On Behalf of | Sep 13, 2021 | Criminal Defense |

Since the Bill of Rights was enacted in 1791, the Sixth Amendment to the U.S. Constitution has provided some of the most important protections for people who are accused of crimes. These include the right to a trial by jury and the right to face one’s accusers.

However, one of the Sixth Amendment’s most important protections didn’t get fully recognized until 1963. This was the year the Supreme Court, in a famous case known as Gideon v. Wainwright, ruled that the states must provide a defense attorney for defendants who are not able to afford one on their own.

Missouri’s system

Once the Gideon ruling clarified the right to counsel, every state had to set up its own system to provide public defense lawyers for defendants who cannot afford their own attorney. Missouri has more than 30 state public defender’s offices that work at the trial level. These offices provide attorneys to defend people who have been accused of crimes.

Most of these attorneys work for their local public defender’s office.

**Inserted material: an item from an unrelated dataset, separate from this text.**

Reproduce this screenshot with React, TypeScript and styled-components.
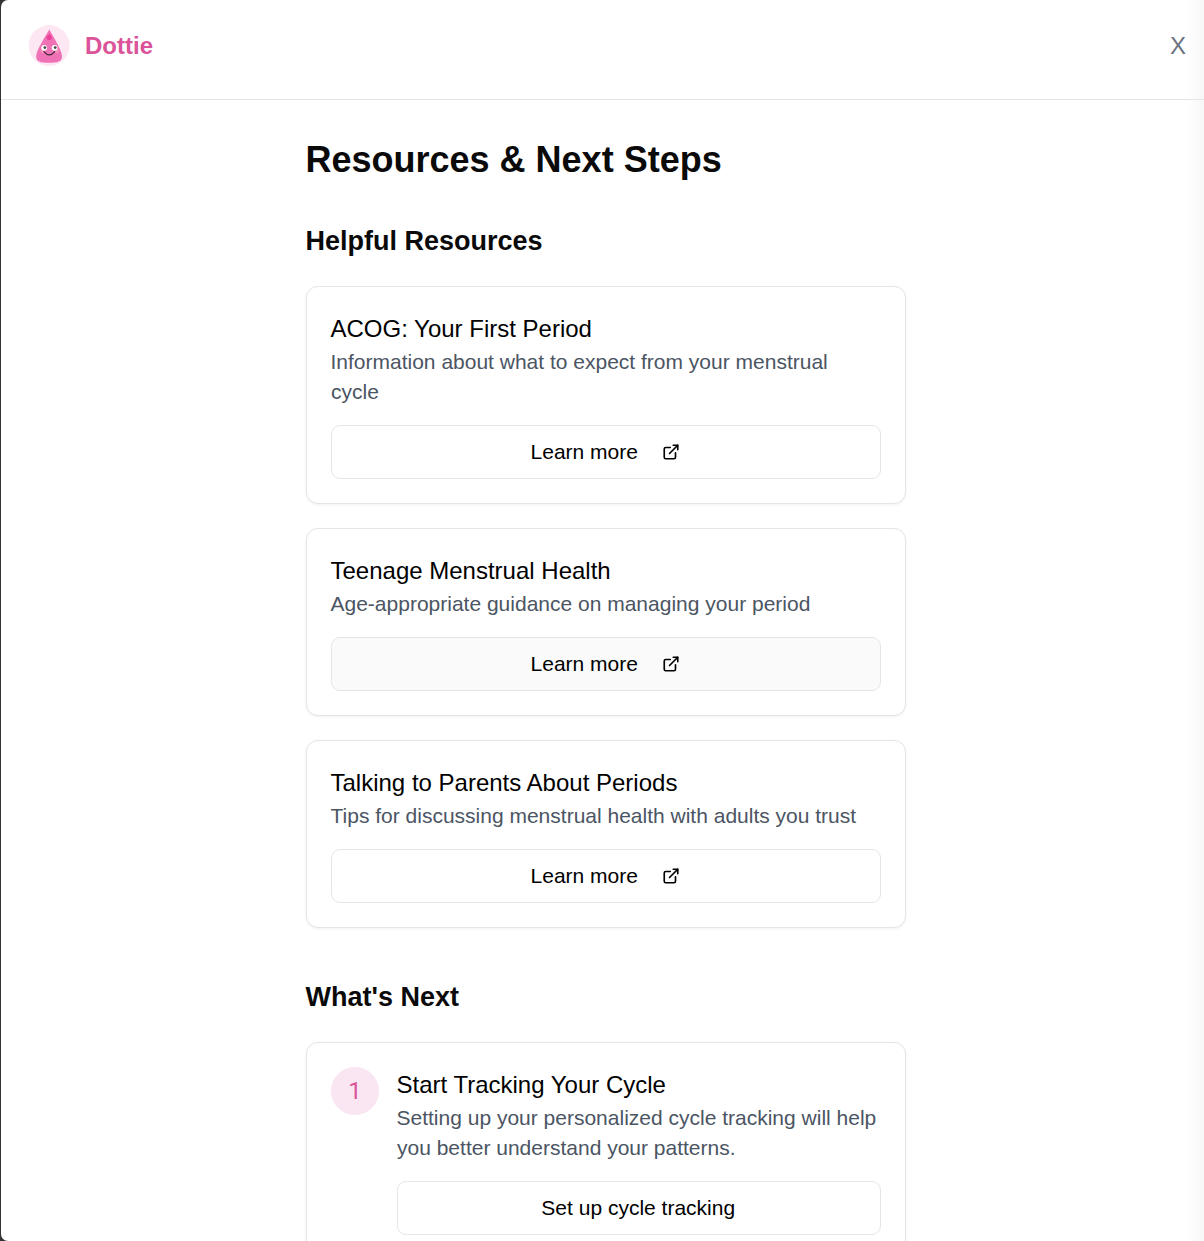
import React from "react";
import styled, { createGlobalStyle } from "styled-components";

const GlobalStyle = createGlobalStyle`
  *, *::before, *::after { box-sizing: border-box; }
  html, body { margin: 0; height: 1241px; overflow: hidden; background: #333336; }
  body { font-family: "Liberation Sans", Arial, sans-serif; color: #0a0a0a; }
  h1, h2, h3, p { margin: 0; }
`;

const Viewport = styled.div`
  height: 1241px;
  padding-left: 1px;
  overflow: hidden;
`;

const Panel = styled.div`
  width: 1210px;
  height: 1241px;
  overflow: hidden;
  border-radius: 7px;
  background: linear-gradient(to right, #fff 1180px, #fdfdfd 1190px, #f7f7f7 1203px);
`;

const Header = styled.header`
  display: flex;
  align-items: center;
  justify-content: space-between;
  height: 100px;
  padding: 0 25px 8px 27px;
  border-bottom: 1px solid #e5e5e5;
`;

const Brand = styled.div`
  display: flex;
  align-items: center;
  gap: 15px;
  color: #db5399;
  font-size: 24px;
  font-weight: 700;
  line-height: 36px;
`;

const CloseButton = styled.button`
  padding: 0;
  border: 0;
  background: none;
  color: #6b7280;
  font: 400 24px/36px "Liberation Sans", Arial, sans-serif;
`;

const Content = styled.main`
  width: 600px;
  margin: 0 auto;
  padding-top: 36px;
`;

const PageTitle = styled.h1`
  margin-bottom: 36px;
  font-size: 36px;
  line-height: 48px;
  text-indent: -0.5px;
`;

const Section = styled.section`
  margin-bottom: 48px;
`;

const SectionTitle = styled.h2`
  margin-bottom: 24px;
  font-size: 27px;
  line-height: 42px;
  text-indent: -0.5px;
`;

const CardList = styled.div`
  display: flex;
  flex-direction: column;
  gap: 24px;
`;

const Card = styled.article`
  display: flex;
  gap: 18px;
  padding: 24px;
  border: 1px solid #e5e5e5;
  border-radius: 12px;
  background: #fff;
  box-shadow: 0 1px 3px rgba(0, 0, 0, 0.06);
`;

const CardBody = styled.div`
  flex: 1;
  min-width: 0;
`;

const CardTitle = styled.h3`
  color: #000;
  font-size: 24px;
  font-weight: 400;
  line-height: 36px;
  text-indent: -0.5px;
`;

const Description = styled.p`
  color: #4b5563;
  font-size: 21px;
  line-height: 30px;
  text-indent: -0.5px;
`;

const ActionButton = styled.button<{ $hovered?: boolean }>`
  display: flex;
  align-items: center;
  justify-content: center;
  gap: 24px;
  width: 100%;
  height: 54px;
  margin-top: 18px;
  padding: 0 1.5px 0 0;
  border: 1px solid #e5e5e5;
  border-radius: 9px;
  background: ${(p) => (p.$hovered ? "#fafafa" : "#fff")};
  color: #000;
  font: 400 21px/30px "Liberation Sans", Arial, sans-serif;
`;

const StepBadge = styled.div`
  display: flex;
  flex: none;
  align-items: center;
  justify-content: center;
  width: 48px;
  height: 48px;
  border-radius: 50%;
  background: #f9e6f2;
  color: #db5399;
  font: 400 24px/36px Roboto, sans-serif;
`;

function Mascot() {
  return (
    <svg width="42" height="42" viewBox="0 0 42 42" aria-hidden="true">
      <circle cx="21.1" cy="20.6" r="20.5" fill="#fce7f3" />
      <path
        d="M21.3 4.6C18.2 10.4 8.2 25 8.2 31.4C8.2 36.2 12 37.8 21.1 37.8S34 36.2 34 31.4C34 25 24.4 10.4 21.3 4.6Z"
        fill="#f072b6"
      />
      <path d="M21.3 8.8C20.4 10.2 18.6 11.2 18.6 12.7C18.6 14.2 19.8 15.1 21.3 15.1S24 14.2 24 12.7C24 11.2 22.2 10.2 21.3 8.8Z" fill="#ec4099" />
      <circle cx="14.3" cy="26.1" r="2.1" fill="#f88fb6" />
      <circle cx="28.9" cy="26.1" r="2.1" fill="#f88fb6" />
      <circle cx="16.2" cy="22.8" r="2.9" fill="#fff" />
      <circle cx="26.6" cy="22.8" r="2.9" fill="#fff" />
      <circle cx="16.9" cy="22.6" r="1.4" fill="#444" />
      <circle cx="27.2" cy="22.6" r="1.4" fill="#444" />
      <path d="M16 26.7Q21.3 33.2 26.7 26.7" fill="none" stroke="#3b2832" strokeWidth="1.2" strokeLinecap="round" />
    </svg>
  );
}

function ExternalIcon() {
  return (
    <svg width="18" height="18" viewBox="0 0 24 24" fill="none" stroke="currentColor" strokeWidth="2.2" strokeLinecap="round" strokeLinejoin="round" aria-hidden="true">
      <path d="M18 13v6a2 2 0 0 1-2 2H5a2 2 0 0 1-2-2V8a2 2 0 0 1 2-2h6" />
      <path d="M15 3h6v6" />
      <path d="M10 14 21 3" />
    </svg>
  );
}

const resources = [
  { title: "ACOG: Your First Period", description: "Information about what to expect from your menstrual cycle" },
  { title: "Teenage Menstrual Health", description: "Age-appropriate guidance on managing your period", hovered: true },
  { title: "Talking to Parents About Periods", description: "Tips for discussing menstrual health with adults you trust" },
];

export default function App() {
  return (
    <Viewport>
      <GlobalStyle />
      <Panel>
        <Header>
          <Brand>
            <Mascot />
            Dottie
          </Brand>
          <CloseButton aria-label="Close">X</CloseButton>
        </Header>
        <Content>
          <PageTitle>Resources &amp; Next Steps</PageTitle>
          <Section>
            <SectionTitle>Helpful Resources</SectionTitle>
            <CardList>
              {resources.map((r) => (
                <Card key={r.title}>
                  <CardBody>
                    <CardTitle>{r.title}</CardTitle>
                    <Description>{r.description}</Description>
                    <ActionButton $hovered={r.hovered}>
                      Learn more
                      <ExternalIcon />
                    </ActionButton>
                  </CardBody>
                </Card>
              ))}
            </CardList>
          </Section>
          <Section>
            <SectionTitle>What's Next</SectionTitle>
            <CardList>
              <Card>
                <StepBadge>1</StepBadge>
                <CardBody>
                  <CardTitle>Start Tracking Your Cycle</CardTitle>
                  <Description>
                    Setting up your personalized cycle tracking will help you better understand your patterns.
                  </Description>
                  <ActionButton>Set up cycle tracking</ActionButton>
                </CardBody>
              </Card>
            </CardList>
          </Section>
        </Content>
      </Panel>
    </Viewport>
  );
}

In a small number of cases, the state hires private attorneys to act as public defenders.

Heavy burdens

Public defenders have an extremely important job. Many of these attorneys do exemplary work, and they do it because they are profoundly committed to justice and the rule of law. But it can be an extremely difficult job.

Public defenders must build their cases without the resources prosecutors have, and they often must take on far more cases than individual prosecutors handle. As a result, public defenders often must do more with less. They may not have sufficient time to build a strong defense strategy. They may not have enough time get to know their clients and their unique needs and concerns.

Right to counsel

Several times since the Gideon ruling, the Supreme Court has had to revisit the Sixth Amendment’s right to counsel. Most of these later cases have involved fairly technical questions. For instance, in a 1986 case, the court ruled that the right to counsel kicks in the moment the defendant has their first court hearing. In other words, a defendant has the right to representation at their first hearing, but the state doesn’t necessarily have to appoint them a lawyer before that.

In several controversial cases, the Supreme Court has weighed the question of whether the right to counsel means the right to effective counsel. These cases have involved very sad cases in which defendants were represented by public defenders who were overworked, or otherwise provided unsatisfactory legal service. In some rare cases where the representation is bad enough, the court ruled that defendants can request a new trial.

Private defense

Once again, it’s important to note that many public defenders are doing excellent work. Unfortunately, the system is in many ways stacked against them.

Prosecutors don’t have the same burdens. They have ample resources to build a case against a defendant, and they are highly trained and capable.

Defendants need to seek out private defense attorneys if they can, to make sure they have someone with the time and resources they need to fight for their futures and defend their rights.